### Given material:

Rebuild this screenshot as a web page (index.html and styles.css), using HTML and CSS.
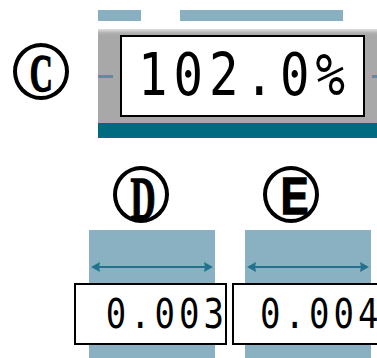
FILE: index.html
```html
<!DOCTYPE html>
<html lang="en">
<head>
    <meta charset="UTF-8">
    <title>Scale detail</title>
    <link rel="stylesheet" href="styles.css">
</head>
<body>
    <div class="top">
        <div class="label-cell">
            <div class="mark mark-c"><span>C</span></div>
        </div>
        <div class="gauge">
            <div class="bars">
                <div class="bar bar-short"></div>
                <div class="bar bar-long"></div>
            </div>
            <div class="band">
                <div class="dash dash-left"></div>
                <div class="readout"><span>102.0%</span></div>
                <div class="dash dash-right"></div>
            </div>
            <div class="base"></div>
        </div>
    </div>

    <div class="bottom">
        <div class="cell cell-d">
            <div class="mark mark-d"><span>D</span></div>
            <div class="stack">
                <div class="column">
                    <svg class="arrow" width="122" height="12" viewBox="0 0 122 12">
                        <line x1="4" y1="6" x2="118" y2="6" stroke="#23718b" stroke-width="2"/>
                        <polygon points="0,6 9,1 8,6 9,11" fill="#23718b"/>
                        <polygon points="122,6 113,1 114,6 113,11" fill="#23718b"/>
                    </svg>
                </div>
                <div class="value value-right"><span>0.003</span></div>
            </div>
        </div>
        <div class="cell cell-e">
            <div class="mark mark-e"><span>E</span></div>
            <div class="stack">
                <div class="column">
                    <svg class="arrow" width="122" height="12" viewBox="0 0 122 12">
                        <line x1="4" y1="6" x2="118" y2="6" stroke="#23718b" stroke-width="2"/>
                        <polygon points="0,6 9,1 8,6 9,11" fill="#23718b"/>
                        <polygon points="122,6 113,1 114,6 113,11" fill="#23718b"/>
                    </svg>
                </div>
                <div class="value"><span>0.004</span></div>
            </div>
        </div>
    </div>
</body>
</html>
```

FILE: styles.css
```css
body {
    margin: 0;
    width: 377px;
    height: 358px;
    overflow: hidden;
    background-color: #fff;
    font-family: "DejaVu Sans Mono", monospace;
}
.top {
    display: grid;
    grid-template-columns: 98px 1fr;
    height: 150px;
}
.mark {
    width: 56px;
    height: 57px;
    box-sizing: border-box;
    border: 4px solid #000;
    border-radius: 50%;
    display: flex;
    align-items: center;
    justify-content: center;
}
.mark span {
    font-family: "Liberation Serif", serif;
    font-weight: bold;
    color: #000;
    line-height: 1;
    display: block;
    -webkit-text-stroke: 1.5px #000;
}
.mark-c {
    margin: 43px 0 0 13px;
}
.mark-c span {
    font-size: 53px;
    transform: scaleX(0.6) translateY(2px);
}
.mark-d span {
    font-size: 62px;
    transform: scaleX(0.56) translate(3px, 3px);
}
.mark-e span {
    font-family: "Liberation Sans", sans-serif;
    font-size: 52px;
    transform: scaleX(0.8) translate(4px, 1px);
}
.gauge {
    display: flex;
    flex-direction: column;
}
.bars {
    display: flex;
    margin-top: 10px;
    height: 11px;
}
.bar {
    background-color: #88b0c0;
}
.bar-short {
    width: 43px;
}
.bar-long {
    width: 163px;
    margin-left: 39px;
}
.band {
    margin-top: 8px;
    height: 94px;
    display: flex;
    align-items: center;
    background: linear-gradient(#e2e2e2 0, #b0b0b0 4px, #a8a8a8 7px);
}
.dash {
    height: 3px;
    background-color: #5a8fa3;
}
.dash-left {
    width: 15px;
}
.dash-right {
    flex: 1;
    margin-left: 7px;
}
.readout {
    margin-left: 7px;
    width: 245px;
    height: 82px;
    box-sizing: border-box;
    border: 2px solid #000;
    background-color: #fff;
    font-size: 49px;
    line-height: 78px;
    padding-left: 16px;
    letter-spacing: 6px;
    color: #000;
}
.readout span,
.value span {
    display: inline-block;
    transform: scaleY(1.2);
}
.base {
    height: 15px;
    background-color: #006a80;
}
.bottom {
    display: flex;
    gap: 5px;
    padding-left: 74px;
}
.cell {
    width: 153px;
    flex-shrink: 0;
}
.cell-d .mark {
    margin: 16px 0 7px 39px;
}
.cell-e .mark {
    margin: 16px 0 7px 31px;
}
.stack {
    display: grid;
}
.column,
.value {
    grid-area: 1 / 1;
}
.column {
    width: 126px;
    height: 128px;
    margin-left: 15px;
    background-color: #8ab1c2;
    padding-top: 31px;
    box-sizing: border-box;
}
.cell-e .column {
    margin-left: 13px;
}
.arrow {
    display: block;
    margin-left: 2px;
}
.value {
    margin-top: 53px;
    height: 62px;
    box-sizing: border-box;
    border: 2px solid #000;
    background-color: #fff;
    font-size: 34px;
    line-height: 58px;
    letter-spacing: 4px;
    padding-left: 26px;
    color: #000;
    white-space: nowrap;
}
.value-right {
    text-align: right;
    padding: 0;
}
.value-right span {
    margin-right: -3px;
}
.cell-e .value {
    width: 160px;
}
```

### What you should do:
Show the lines of the data that hold the word "styles".

### Result for this task:
Rebuild this screenshot as a web page (index.html and styles.css), using HTML and CSS.
    <link rel="stylesheet" href="styles.css">
FILE: styles.css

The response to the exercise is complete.